Your loved one knows that if they will exercise, it will help. They know that excess weight keeps them from breathing well, and yes, they regret the years of smoking (IF they did) and not understanding exactly what it was doing to their lungs.
The fact is that no one truly grasps what is happening until you live through it.
Sometimes even in the thick of it, the caregivers have a hard time really understanding everything. There will be times that you will try to push, and you will be met with tears or fighting. It is important to understand that as much as you want to believe that you understand what your loved one is going through, you really don’t.
I remember one time in particular that my mom’s general physician recommended that she take a hot shower and allow the steam to relieve the horrible cough that she had developed. I remember the look on her face as she told me about this. He was a very caring doctor. We both appreciated his care through the years, but this time, he did not have a handle on her situation specifically. At that time, she had to take warm (not hot) showers because the steam of a shower would send her over the top. She felt as if she were smothering, and the cough would become worse.
The best thing to do is to remember that statements made by others are often times meant to encourage and offer a new way of looking at the situation.

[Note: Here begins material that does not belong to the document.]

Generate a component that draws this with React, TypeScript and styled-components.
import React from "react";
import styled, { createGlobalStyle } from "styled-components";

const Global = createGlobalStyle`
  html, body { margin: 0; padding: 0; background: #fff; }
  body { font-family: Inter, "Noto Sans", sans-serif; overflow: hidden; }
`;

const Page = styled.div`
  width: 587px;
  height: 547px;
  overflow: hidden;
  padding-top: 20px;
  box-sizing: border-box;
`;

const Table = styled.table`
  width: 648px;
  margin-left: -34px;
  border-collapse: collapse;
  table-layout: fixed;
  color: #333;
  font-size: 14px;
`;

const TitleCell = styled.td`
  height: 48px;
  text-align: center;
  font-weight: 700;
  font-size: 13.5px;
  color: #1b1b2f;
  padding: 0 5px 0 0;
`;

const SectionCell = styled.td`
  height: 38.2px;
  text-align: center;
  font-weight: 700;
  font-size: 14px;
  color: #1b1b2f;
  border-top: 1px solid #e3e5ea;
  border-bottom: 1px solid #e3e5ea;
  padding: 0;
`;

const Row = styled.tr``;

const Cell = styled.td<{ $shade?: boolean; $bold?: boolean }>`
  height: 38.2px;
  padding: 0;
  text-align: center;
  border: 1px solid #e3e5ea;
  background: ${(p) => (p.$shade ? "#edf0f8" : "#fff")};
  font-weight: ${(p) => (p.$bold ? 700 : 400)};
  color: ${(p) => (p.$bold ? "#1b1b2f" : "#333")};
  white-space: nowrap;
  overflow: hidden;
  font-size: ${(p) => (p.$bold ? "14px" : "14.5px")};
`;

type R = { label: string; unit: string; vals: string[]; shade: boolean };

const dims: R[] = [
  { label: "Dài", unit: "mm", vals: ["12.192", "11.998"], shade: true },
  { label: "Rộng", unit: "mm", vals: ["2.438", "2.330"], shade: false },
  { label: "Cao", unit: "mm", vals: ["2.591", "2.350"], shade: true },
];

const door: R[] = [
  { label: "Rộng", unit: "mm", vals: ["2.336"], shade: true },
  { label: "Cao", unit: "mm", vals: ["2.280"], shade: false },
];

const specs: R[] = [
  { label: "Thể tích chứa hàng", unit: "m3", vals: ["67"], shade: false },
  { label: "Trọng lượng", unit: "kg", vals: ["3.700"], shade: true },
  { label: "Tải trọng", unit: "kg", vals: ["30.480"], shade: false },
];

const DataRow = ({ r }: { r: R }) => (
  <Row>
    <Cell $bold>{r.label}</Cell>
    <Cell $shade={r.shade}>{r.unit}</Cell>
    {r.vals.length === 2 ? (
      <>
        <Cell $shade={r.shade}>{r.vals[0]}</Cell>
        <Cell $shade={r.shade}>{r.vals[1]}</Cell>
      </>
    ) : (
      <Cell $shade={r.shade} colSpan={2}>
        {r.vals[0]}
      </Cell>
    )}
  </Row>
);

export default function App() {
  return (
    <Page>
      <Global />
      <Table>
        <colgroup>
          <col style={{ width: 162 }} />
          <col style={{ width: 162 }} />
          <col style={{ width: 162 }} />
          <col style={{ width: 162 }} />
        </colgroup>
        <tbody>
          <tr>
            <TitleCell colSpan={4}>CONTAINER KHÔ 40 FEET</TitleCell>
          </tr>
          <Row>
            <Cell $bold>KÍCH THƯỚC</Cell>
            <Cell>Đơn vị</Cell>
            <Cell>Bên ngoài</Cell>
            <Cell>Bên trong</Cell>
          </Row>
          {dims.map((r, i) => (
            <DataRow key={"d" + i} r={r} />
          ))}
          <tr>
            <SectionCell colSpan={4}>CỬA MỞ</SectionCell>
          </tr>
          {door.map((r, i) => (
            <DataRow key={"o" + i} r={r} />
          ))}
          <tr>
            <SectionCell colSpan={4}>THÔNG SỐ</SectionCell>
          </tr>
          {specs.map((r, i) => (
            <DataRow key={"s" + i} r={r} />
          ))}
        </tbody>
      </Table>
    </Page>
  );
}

Sometimes it may seem as if they are not listening to the situation, and if they are, you may think that they don’t care. It is best to try to think the best of others, until you are proven wrong. It just comes down to the fact that they don’t understand.

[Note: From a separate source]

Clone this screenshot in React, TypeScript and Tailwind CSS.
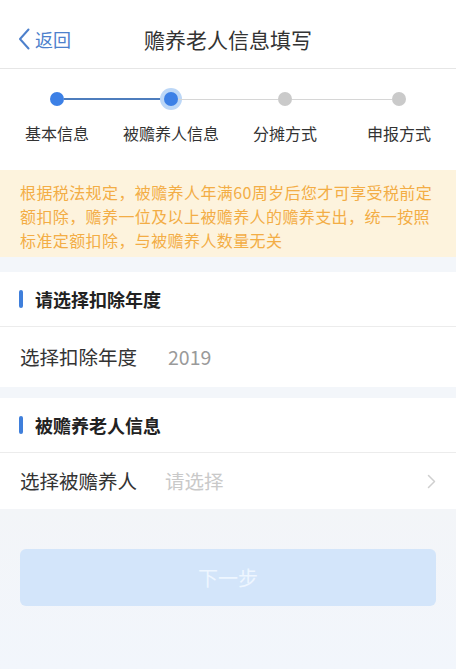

Remember that even other COPD patients may not totally understand.
With COPD patients in different stages and with different combinations of medications and conditions it could make it very difficult to truly understand what each individual is going through. My mom was dealing with so many things: COPD, asthma, severe anemia, and horrible skin tears. There were other things as well, but those were the things that she had to deal with the most. It was her set of conditions that gave her the symptoms that she dealt with, just as a different set of conditions may give someone else more or less symptoms.
Just remember, the nice lady at your church that has never even heard of COPD and tries to tell you that your loved one needs to spend time with people outside in the fresh air, has no idea that being outside is one of your patient’s worst triggers. The man at the check out in the grocery store that tries to tell you to that your loved one needs to lose 25 lbs because he is breathing better now that he has lost the weight, doesn’t know that your patient has already lost 30, and breathing is still difficult. The point is that you, as the caregiver can be the filter and the diffuser in these situations. It is up to you to remind your patient that most of the comments are well-meaning, and it is up to you to gently explain the basics of COPD to help some of the people understand. We have all stuck our foot in our mouths at least once, and in most cases, it is seasoned with regret for something that has been said. Extend a little grace to each other.